I am coming up with a different RMD scenario here based on the following:

1) Assumption that there is no grounds for considering the surviving spouse as IRA owner, thereby locking in the IRA status as inherited.
2) Original owner passed after his RBD, therefore the RMD option is the longer of the surviving spouse’s life expectancy which due to her death would not be recalculated and the non recalculated remaining life expectancy of the deceased husband. We still do not know her age and therefore do not know which non recalculated life expectancy would be greater.
3) Surviving spouse then passes in the same year and her estate becomes a successor beneficiary because she was not deemed owner. Successor beneficiaries do not change the original RMD schedule (see Ref below). Therefore, whichever was the younger parent’s remaining non recalculated life expectancy would apply to the estate and therefore the estate beneficiaries after the IRA was assigned to them. They would not be able to use their own life expectancies.

Ref: “Death of Beneficiary”, Pub 590, top of p 36.

I noted in my Vanguard IRA agreement, that the trigger date for acceptance of beneficiary changes is the “date received by Vanguard”. In some deathbed situations it would not be unheard of to have a beneficiary change hand delived to a local Vanguard office and a receipt time secured by the messenger. However, I did miss the statement that the papers had NOT even arrived at Vanguard and that is conceded. Therefore, Vanguard’s action in setting up an estate IRA is consistent with their IRA agreement.

About the only way around this that I could see would be a state statute or court ruling that runs contrary to the above, but if there is enough money here, it might be investigated as Bruce indicated. I can’t see a PLR request here as more than a waste of resources.

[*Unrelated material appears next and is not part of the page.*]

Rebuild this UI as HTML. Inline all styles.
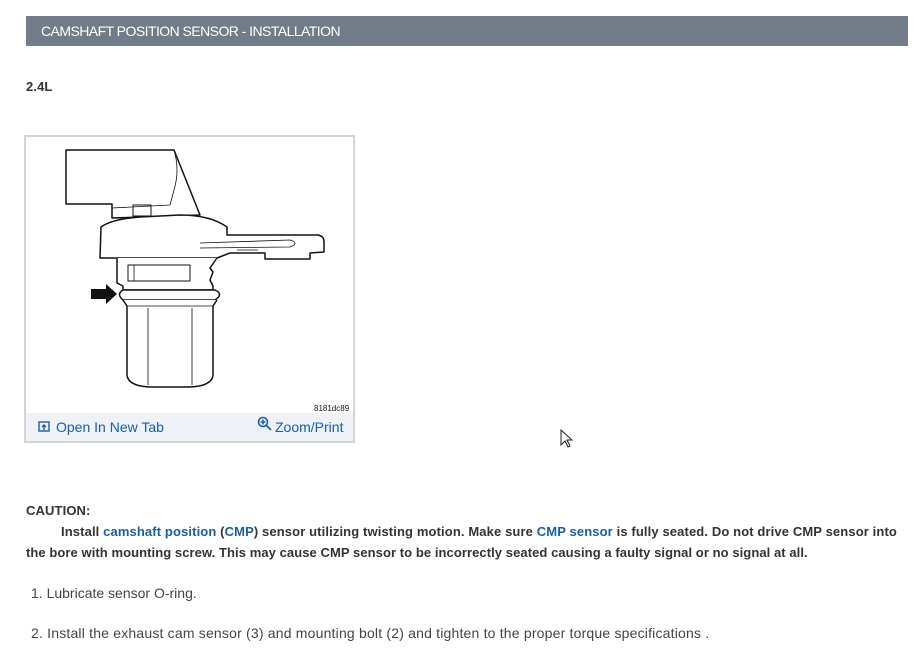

The sons are still going to get some stretch, but far less than if they had been designated primary on an owned IRA.



Alan, after many years of seeing your knowledgeable posts, I respect you as a reliable IRA expert and readily accept your statement that the RMD option in my scenario would be the longer of the husband’s and wife’s non-recalculated life expectancies. The original IRA owner was 82 at his death and his spouse was 80 at her death so her non-recalculated life expectancy is the greater.

But I am still uncertain re several of the Pub. 590 (for 2009) rules for the scenario in my post and hope you will clarify these for me.

You mentioned “Successor beneficiaries do not change the original RMD schedule …” and gave the reference “’Death of Beneficiary’, Pub 590, top of p 36.” I take it that the estate is the first successor beneficiary and the sons will be the succeeding successor beneficiaries. However, since this paragraph is a part of the section “Owner Died Before Required Beginning Date,” I wondered if the paragraph is applicable to my scenario where the Owner died after his RBD.

Re a paragraph for the latter situation on p. 35 which refers to the “owner” and to the “designated beneficiary”:

Q. 1: I assume that the “owner” here can only be the husband. His wife tried to assume the IRA which would have made her the owner but she died beforehand so her estate became the IRA beneficiary and presumably not the owner.

Q. 2: Could the sons be considered the “designated beneficiary” if they are the beneficiaries of inherited IRA’s (via the estate) on Sept. 30 of the year after their parents’ deaths? They were designated as primary beneficiaries in their mother’s paperwork attempt to assume her husband’s IRA, as well as secondary beneficiaries in the husband’s IRA, but presumably that’s all irrelevant. While expecting the answer to Q. 2 is “no,” I ask because I think that the sons could use their single life expectancies if they could be considered the “designated beneficiary.”

Finally, please comment on the pros and cons of a trust that I think could avoid creating a probate asset and could ensure that in the event of the untimely death of the mother, the sons could set up inherited IRA’s using at least the life expectancy of the oldest son.

Thanks for your help.



Your questions are well thought out and logical. Part of the problem here is that you will find that Pub 590, p 35 should have a new sub heading beginning for the final paragraph “date the designated beneficiary is determined”. That paragraph and those following are NOT limited to deaths Before the RBD as the larger type would lead you to believe. It seems like Pub 590 follows a similar design of the actual IRS Regulations section in the following link:

http://www.taxalmanac.org/index.php/Treasury_Regulations%2C_Subchapter_A

Note that Q&A 5 deals with both deaths before and after the RBD and then continues on to other rules just like Pub 590 does. So this design flaw actually started with the IRS Regs and was copied into Pub 590. It is a design flaw because all those paragraphs apply to both deaths before AND after the RBD except for “death of surviving spouse”
which addresses a situation that can only exist if the original owner passed prior to the RBD.

Further down in Q&A 5 is a section addressing successor beneficiaries which applies in all cases. A successor beneficiary can never get a longer stretch than that available to the designated beneficiary or a non individual beneficiary or some IRAs would end up stretched over multiple generations and the IRS would have to wait that long to receive the taxes. (see Q&A 7 – (c)2). The same is true of a trust or estate. Trust beneficiaries can be treated as designated for RMDs but only if the trust is a named beneficiary and not a successor beneficiary. In other words, the trust must be established by the IRA owner or by the owner’s will, not by a subsequent beneficiary.

Q 1 – Agree. I think there is no way given the circumstances here that the surviving spouse could be viewed as the IRA owner since the papers were late and there were no defaults that would have made her owner by default. That makes the estate a successor beneficiary, but even if she had named her estate as beneficiary, the estate beneficiaries would never be allowed their own stretch.

Q2 – Short answer No, not even if she had named them as successor beneficiaries. A designated beneficiary must be designated by the owner and she never owned the IRA.



Alan and the others who posted,

Many thanks for all the helpful information.